Mark found roasters and importers concerned about the sustainability of their enterprises and that of the coffee growing peasant families. If the peasantry with less than 5 hectares of coffee goes broke, the coffee is left in the hands of large mono-cropping enterprises, thus the quality of the coffee would drop because they are committed to varieties that produce volume and they grow them in full sun. This is not helpful to the buyers nor to the peasants. So from both sides of the ocean they want peasant families to increase their productivity (more and better coffee per hectare), and importers and roasters process more coffee in the same physical space. Both sides of the ocean also want diversification and the commitment to coffee quality to lead them to increase their productivity, that diversification would also include sustainable practices with several crops and the agro-industrialization of products, roasters who diversify their markets; university communities that demand coffee from cooperatives…

2.     Trust, the beginning of triangulation

Cultivating these described connections and commitments are not possible with conventional practices. Financial organizations provide credit requiring financial statements (indicating expenses and income) and balance statements (indicating assets of the cooperative versus its debts) from the cooperatives; but these in turn tend to hire accountants who “invent” their financial reports, while their members do not have access to that information, and if they do, the numerical chaos is incomprehensible to them. Financial organizations and buyers assume that on signing contracts with cooperatives, they actually are operating as cooperatives; at the same time it is seen that most of them do not redistribute their earnings, they treat their members as any intermediary would treat them; they are cooperatives whose members do not rotate in their posts, nor does their administrative staff rotate in accordance with their merits. So the aid organizations, on learning of these realities, turn a blind eye; thus, trust in people becomes trust in money on the part of a small global club.

Those connections and commitments can, nevertheless, be built based on trust if cooperatives function as cooperatives, if buyers and roasters treat them as cooperatives and not as if they were haciendas, connecting only with the manager or only with their president. How can trust be built? From the work of the Winds of Peace Foundation (WPF) with grassroots cooperatives and its contacts with buyers and roasters, we propose an inclusive triangulation.

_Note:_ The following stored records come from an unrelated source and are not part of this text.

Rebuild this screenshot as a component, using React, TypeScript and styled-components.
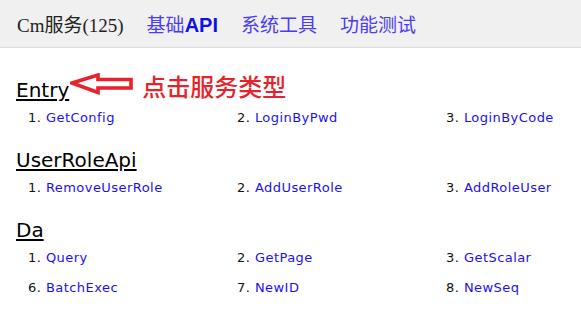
import styled, { createGlobalStyle } from "styled-components";

type Method = { no: number; name: string };
type Service = { name: string; methods: Method[]; hint?: string };

const services: Service[] = [
  {
    name: "Entry",
    hint: "点击服务类型",
    methods: [
      { no: 1, name: "GetConfig" },
      { no: 2, name: "LoginByPwd" },
      { no: 3, name: "LoginByCode" },
    ],
  },
  {
    name: "UserRoleApi",
    methods: [
      { no: 1, name: "RemoveUserRole" },
      { no: 2, name: "AddUserRole" },
      { no: 3, name: "AddRoleUser" },
    ],
  },
  {
    name: "Da",
    methods: [
      { no: 1, name: "Query" },
      { no: 2, name: "GetPage" },
      { no: 3, name: "GetScalar" },
      { no: 6, name: "BatchExec" },
      { no: 7, name: "NewID" },
      { no: 8, name: "NewSeq" },
    ],
  },
];

const GlobalStyle = createGlobalStyle`
  body {
    margin: 0;
    background: #fff;
    font-family: "DejaVu Sans", Verdana, sans-serif;
  }
`;

const TopBar = styled.div`
  height: 47px;
  display: flex;
  align-items: center;
  gap: 23px;
  padding-left: 17px;
  background: #f0f0f0;
  border-bottom: 1px solid #dcdcdc;
  font-family: "Liberation Serif", "Noto Sans CJK SC", serif;
  font-size: 19px;
`;

const Tab = styled.a<{ $title?: boolean }>`
  color: ${(p) => (p.$title ? "#222" : "#4a3cf0")};
  text-decoration: none;
  cursor: pointer;
`;

const Latin = styled.span`
  font-family: "Liberation Sans", Arial, sans-serif;
  font-weight: bold;
  font-size: 20px;
  color: #1010e8;
`;

const Main = styled.div`
  padding: 30px 16px 0;
`;

const Section = styled.section`
  margin-top: 15px;
  &:first-child {
    margin-top: 0;
  }
`;

const HeadingRow = styled.div`
  position: relative;
  display: inline-block;
`;

const Heading = styled.h2`
  margin: 0;
  font-size: 20px;
  line-height: 24px;
  font-weight: normal;
  color: #000;
  text-decoration: underline;
  text-underline-offset: 2px;
`;

const Callout = styled.div`
  position: absolute;
  left: calc(100% + 1px);
  top: -5px;
  display: flex;
  align-items: flex-start;
  gap: 8px;
  white-space: nowrap;
`;

const CalloutText = styled.span`
  margin-top: 1px;
  font-family: "Noto Sans CJK SC", sans-serif;
  font-size: 24px;
  line-height: 24px;
  font-weight: 500;
  color: #e8222a;
`;

const MethodGrid = styled.ul`
  list-style: none;
  margin: 0;
  padding: 1px 0 0 12px;
  display: grid;
  grid-template-columns: 209px 209px 1fr;
`;

const MethodItem = styled.li`
  font-size: 13px;
  letter-spacing: 0.45px;
  line-height: 30px;
  color: #111;
  white-space: nowrap;
`;

const MethodLink = styled.a`
  color: #1a10f5;
  text-decoration: none;
  cursor: pointer;
`;

const Arrow = () => (
  <svg width="64" height="22" viewBox="0 0 64 22">
    <path
      d="M2 10 L28 2 L28 6.5 L61 6.5 L61 15 L28 15 L28 19.5 Z"
      fill="#fff"
      stroke="#e8222a"
      strokeWidth="3.6"
      strokeLinejoin="miter"
    />
  </svg>
);

export default function App() {
  return (
    <>
      <GlobalStyle />
      <TopBar>
        <Tab $title>Cm服务(125)</Tab>
        <Tab>
          基础<Latin>API</Latin>
        </Tab>
        <Tab>系统工具</Tab>
        <Tab>功能测试</Tab>
      </TopBar>
      <Main>
        {services.map((s) => (
          <Section key={s.name}>
            <HeadingRow>
              <Heading>{s.name}</Heading>
              {s.hint && (
                <Callout>
                  <Arrow />
                  <CalloutText>{s.hint}</CalloutText>
                </Callout>
              )}
            </HeadingRow>
            <MethodGrid>
              {s.methods.map((m) => (
                <MethodItem key={m.no}>
                  {m.no}. <MethodLink>{m.name}</MethodLink>
                </MethodItem>
              ))}
            </MethodGrid>
          </Section>
        ))}
      </Main>
    </>
  );
}
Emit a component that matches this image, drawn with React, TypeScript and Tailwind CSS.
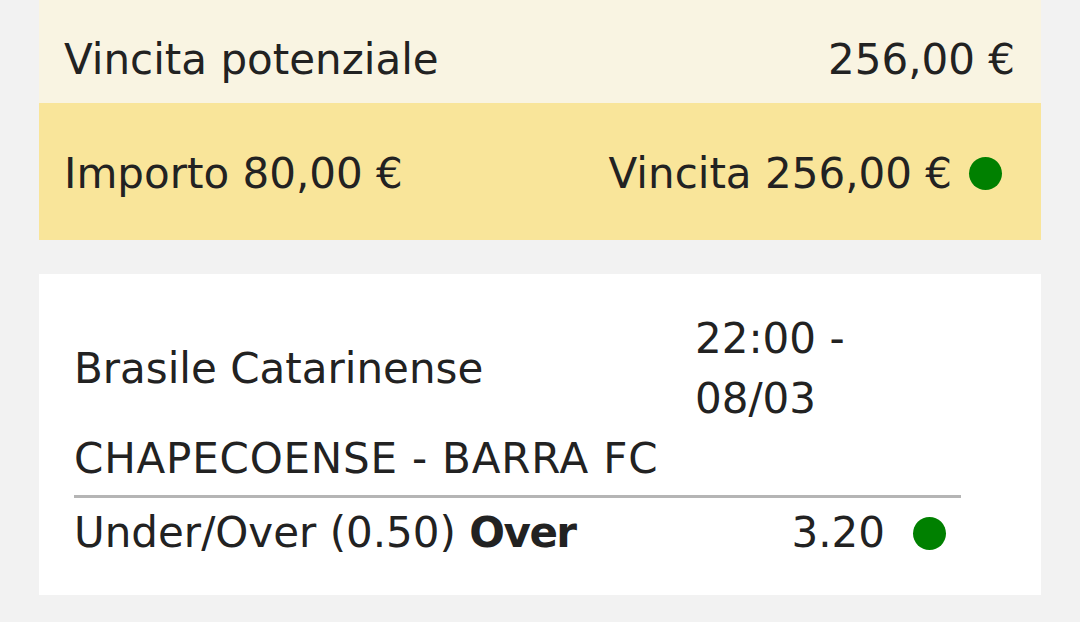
export default function App() {
  return (
    <div
      className="min-h-[622px] w-[1080px] bg-[#f2f2f2] px-[39px] text-[42px] leading-[60px] text-[#222222]"
      style={{ fontFamily: '"DejaVu Sans", sans-serif' }}
    >
      <div className="flex h-[103px] items-center justify-between bg-[#f9f4e2] pl-[25px] pr-[26px] pt-[16px]">
        <span>Vincita potenziale</span>
        <span>256,00 €</span>
      </div>
      <div className="flex h-[137px] items-center justify-between bg-[#f9e59a] pl-[25px] pr-[39px] pt-[4px]">
        <span>Importo 80,00 €</span>
        <div className="flex items-center gap-[17px]">
          <span>Vincita 256,00 €</span>
          <span className="h-[33px] w-[33px] rounded-full bg-[#008000]" />
        </div>
      </div>

      <div className="mt-[34px] bg-white pb-[32px] pl-[35px] pr-[80px] pt-[35px]">
        <div className="flex items-center">
          <span className="w-[621px]">Brasile Catarinense</span>
          <span>
            22:00 -
            <br />
            08/03
          </span>
        </div>
        <div className="tracking-[0.8px]">CHAPECOENSE - BARRA FC</div>
        <div className="mt-[6px] h-[3px] bg-[#b5b5b5]" />
        <div className="mt-[5px] flex items-center justify-between pr-[15px]">
          <span>
            Under/Over (0.50) <b className="font-bold tracking-[-1.5px]">Over</b>
          </span>
          <div className="flex items-center gap-[28px]">
            <span>3.20</span>
            <span className="h-[33px] w-[33px] rounded-full bg-[#008000]" />
          </div>
        </div>
      </div>
    </div>
  );
}
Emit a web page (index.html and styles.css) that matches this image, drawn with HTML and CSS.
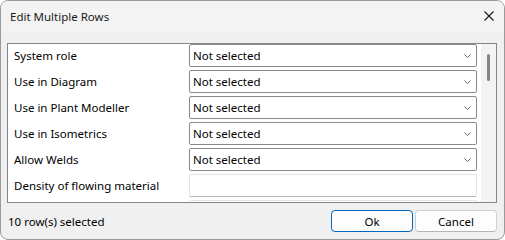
FILE: index.html
```
<!DOCTYPE html>
<html lang="en">
<head>
    <meta charset="UTF-8">
    <meta name="viewport" content="width=device-width, initial-scale=1.0">
    <title>Edit Multiple Rows</title>
    <link rel="stylesheet" href="styles.css">
</head>
<body>
    <div class="window">
        <div class="titlebar">
            <span class="title">Edit Multiple Rows</span>
            <button class="close-btn" title="Close">
                <svg width="10" height="10" viewBox="0 0 10 10">
                    <path d="M0.5 0.5 L9.5 9.5 M9.5 0.5 L0.5 9.5" stroke="#1a1a1a" stroke-width="1.1" fill="none"/>
                </svg>
            </button>
        </div>

        <div class="body">
            <div class="panel">
                <div class="rows">
                    <div class="row">
                        <span class="label">System role</span>
                        <div class="combo"><span>Not selected</span><svg class="chev" width="7" height="4" viewBox="0 0 7 4"><path d="M0.5 0.5 L3.5 3.5 L6.5 0.5" stroke="#6a6a6a" fill="none"/></svg></div>
                    </div>
                    <div class="row">
                        <span class="label">Use in Diagram</span>
                        <div class="combo"><span>Not selected</span><svg class="chev" width="7" height="4" viewBox="0 0 7 4"><path d="M0.5 0.5 L3.5 3.5 L6.5 0.5" stroke="#6a6a6a" fill="none"/></svg></div>
                    </div>
                    <div class="row">
                        <span class="label">Use in Plant Modeller</span>
                        <div class="combo"><span>Not selected</span><svg class="chev" width="7" height="4" viewBox="0 0 7 4"><path d="M0.5 0.5 L3.5 3.5 L6.5 0.5" stroke="#6a6a6a" fill="none"/></svg></div>
                    </div>
                    <div class="row">
                        <span class="label">Use in Isometrics</span>
                        <div class="combo"><span>Not selected</span><svg class="chev" width="7" height="4" viewBox="0 0 7 4"><path d="M0.5 0.5 L3.5 3.5 L6.5 0.5" stroke="#6a6a6a" fill="none"/></svg></div>
                    </div>
                    <div class="row">
                        <span class="label">Allow Welds</span>
                        <div class="combo"><span>Not selected</span><svg class="chev" width="7" height="4" viewBox="0 0 7 4"><path d="M0.5 0.5 L3.5 3.5 L6.5 0.5" stroke="#6a6a6a" fill="none"/></svg></div>
                    </div>
                    <div class="row">
                        <span class="label">Density of flowing material</span>
                        <div class="textbox"></div>
                    </div>
                    <div class="row">
                        <span class="label"></span>
                        <div class="textbox"></div>
                    </div>
                </div>
                <div class="scrollbar">
                    <div class="thumb"></div>
                </div>
            </div>
        </div>

        <div class="footer">
            <span class="status">10 row(s) selected</span>
            <div class="buttons">
                <button class="btn btn-default">Ok</button>
                <button class="btn">Cancel</button>
            </div>
        </div>
    </div>
</body>
</html>
```

FILE: styles.css
```
html, body {
    margin: 0;
    padding: 0;
}
body {
    font-family: "Noto Sans", "Liberation Sans", sans-serif;
    font-size: 11.5px;
    color: #000;
    background-color: #ffffff;
}
.window {
    width: 505px;
    height: 240px;
    box-sizing: border-box;
    border: 1px solid #9a9a9a;
    border-radius: 8px;
    background-color: #f0f0f0;
    overflow: hidden;
    display: flex;
    flex-direction: column;
}
.titlebar {
    height: 30px;
    flex: none;
    display: flex;
    align-items: center;
    justify-content: space-between;
    padding-left: 9px;
    background-color: #f3f3f3;
}
.title {
    color: #1a1a1a;
}
.close-btn {
    width: 30px;
    height: 30px;
    border: none;
    background: transparent;
    padding: 0;
    display: flex;
    align-items: center;
    justify-content: center;
}
.body {
    padding: 12px 7px 0 6px;
}
.panel {
    height: 158px;
    border: 1px solid #828790;
    background-color: #fff;
    display: flex;
    overflow: hidden;
}
.rows {
    flex: 1;
    overflow: hidden;
}
.row {
    display: flex;
    align-items: center;
    height: 23px;
    margin-bottom: 3px;
}
.label {
    width: 175px;
    flex: none;
    padding-left: 6px;
}
.combo, .textbox {
    width: 288px;
    height: 23px;
    box-sizing: border-box;
    border-radius: 2px;
    background-color: #fff;
}
.combo {
    border: 1px solid #8a8a8a;
    display: flex;
    align-items: center;
    justify-content: space-between;
    padding: 0 5px 0 3px;
}
.textbox {
    border: 1px solid #e3e3e3;
    border-bottom-color: #b8b8b8;
}
.chev {
    display: block;
}
.scrollbar {
    width: 15px;
    flex: none;
    background-color: #f3f3f3;
}
.thumb {
    width: 3px;
    height: 27px;
    margin: 10px 0 0 6px;
    border-radius: 2px;
    background-color: #858585;
}
.footer {
    flex: 1;
    display: flex;
    align-items: center;
    justify-content: space-between;
    padding: 0 7px;
}
.buttons {
    display: flex;
    gap: 2px;
}
.btn {
    width: 82px;
    height: 22px;
    box-sizing: border-box;
    font-family: inherit;
    font-size: 11.5px;
    color: #000;
    background-color: #fdfdfd;
    border: 1px solid #d0d0d0;
    border-bottom-color: #b5b5b5;
    border-radius: 4px;
    padding: 0;
}
.btn-default {
    border: 1px solid #0067c0;
}
```
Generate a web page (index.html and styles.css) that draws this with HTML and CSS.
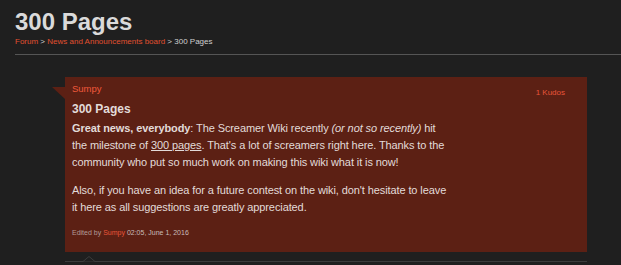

Social banks, buyers and second tier cooperatives already practice triangulation, they sign contracts where the cooperative collects coffee with financing from the social banks, and the buyer pays the loan owed by the cooperative to the social bank. But it stays there, they are that club that turns a blind eye to the true functioning of the cooperative and its members. We take up that triangulation, buyers, financiers and cooperatives, but not with second tier cooperatives but with grassroots cooperatives (first tier); and we do not stay there, we do an inclusive triangulation, that implies that part of the contract stipulates the distribution of profits and information, that they be democratic and efficient organizations (that they lower costs), and work in sustainable agriculture. That this inclusive nature be verified by an accompaniment that helps the members govern their cooperatives, and that the transparency between buyers, roasters and cooperatives be reciprocal.

Being inclusive means that the member families coordinate among themselves to achieve a cup quality of 85, improving their soils, assuming the costs of sending coffee samples: not letting the market govern them, believing that it is only a matter of putting up money and moving coffee; it is that we work with members over the entire year and not just in the coffee harvest season, connecting small producers who organize into cooperatives with small roasters. If one actor acts as an opportunist, they damage the entirety of the coordination with the different actors, and they do damage to themselves. If the price in the market goes way up, the cooperatives prefer to stay in a lasting relationship; if the prices of the market go way down, the buyers prefer to stay in a lasting relationship. This is coordinating, trusting and being faithful.

3.     Role of accompaniment

There are roasters aware of the fact that peasant families cannot improve their lives if they do not organize into cooperatives, and that is why they seek out healthy relationships with these cooperatives. There are importers who understand the importance of connecting small roasters with small producers who are organized into grassroots cooperatives. There are also foundations, like WPF, that accompany this process of triangulation.

In this role, WPF, in collaboration with a team from the COSERPROSS cooperative, accompanies the grassroots cooperatives, contacts importers and roasters, and because of its connections with Universities in the United States, works so that the triangulation reaches university communities.

Previously WPF did not play this role. It assumed that that role belonged to the cooperatives. But seeing that the cooperatives are being absorbed by structures that sow injustice, violence and environmental unsustainability, WPF took on new roles, of being a hinge in the relationships between cooperatives and buyers, helping to make transparent the agreements between the different actors. If previously WPF provided credit on the basis of bilateral trust with a cooperative, now it does it in the framework of an inclusive triangulation, precisely to build greater trust.

4.     Conclusion

At the beginning of this article we asked ourselves about the conditions in which small producers and small roasters can build communities of peace. We provided three responses. First, small producers and roasters pursue common perspectives; perspectives that start from having similar size, committed to coffee quality, and social and environmental sustainability, innovating through diversification. Second, establishing relationships of an inclusive triangulation where the economic transaction goes along with the economic and organizational democratization of the cooperative and the other allied actors. Third, ongoing accompaniment of these perspectives and this inclusive triangulation.

Under these three conditions trust, mutual loyalty and lasting relationships can be built. This leads us to be concerned about the people. It is a perspective where Pedro and Julita, from the story at the beginning of the article, organized in a cooperative can collect their coffee harvest in their own communities. It is a path where markets can work to build communities of peace with justice, communities that plough the seas.